Compte-rendu du webinaire organisé par Bernard Clerfayt, ministre de la Région de Bruxelles-Capitale en charge des allocations familiales
Le Bureau du Plan a publié en mai 2021, une étude analysant les effets des réformes régionales des allocations familiales avec une attention toute particulière pour le risque de pauvreté simulé des familles avec enfants. À l’occasion de ce webinaire, Hendrik Nevejan, co-auteur de cette étude, met l’accent sur la réforme bruxelloise.
Madame Stania Deecken, fonctionnaire dirigeante d’Iriscare a en ce qui la concerne, apporté tous les éclaircissements sur la mise en œuvre, la gestion et le contrôle du nouveau système bruxellois d’octroi des allocations familiales.
Le ministre Bernard Clerfayt a introduit ce webinaire avec son homologue néerlandophone avec qui il partage cette compétence, le ministre Sven Gatz.
« C’est une fierté de Bruxelles de pouvoir mieux lutter contre la précarité infantile. »
« Le risque de pauvreté infantile n’est pas un sujet choisi au hasard. En Région de Bruxelles-Capitale le risque de pauvreté infantile est deux fois plus élevé qu’il ne l’est en Belgique », rappelle le ministre Bernard Clerfayt.
Le ministre évoque le contexte institutionnel de la réforme du régime des allocations familiales. On fête cette année le centième anniversaire des allocations familiales en Belgique. Cette compétence a fait l’objet d’un transfert aux Régions dans le cadre de la 6ème Réforme de l’État, et en 2014, la Région bruxelloise s’est trouvée pleinement compétente et a reçu une dotation.
Dans ce nouveau contexte, chaque Région a pu adapter ses règles à sa réalité. Le 1er février 2020 le nouveau système bruxellois a été mis en place. Dans le régime bruxellois des allocations familiales il existe des suppléments sociaux. Ceux-ci représentent un quart du budget. C’est une fierté de Bruxelles de pouvoir mieux lutter contre la précarité infantile. Ce système contribue à diminuer le risque de pauvreté infantile à Bruxelles, en particulier pour les familles monoparentales.
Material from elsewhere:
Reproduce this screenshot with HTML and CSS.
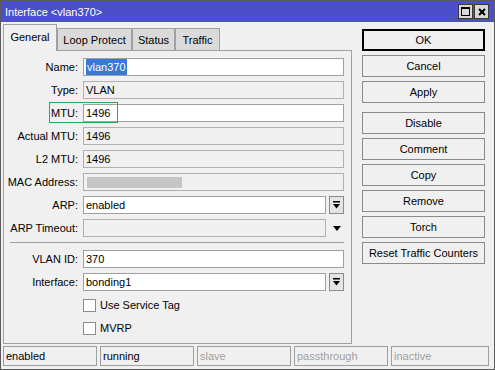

Le ministre a rappelé qu’il gère cette compétence avec son collègue, le ministre Zven Gatz, invité à ce séminaire, à qui il céda la parole.
Hendrik Nevejan présente l’étude du Bureau du Plan à propos des effets de la réforme du régime des allocations familiales en termes de lutte contre la pauvreté infantile – (compte-rendu synthétique de la présentation)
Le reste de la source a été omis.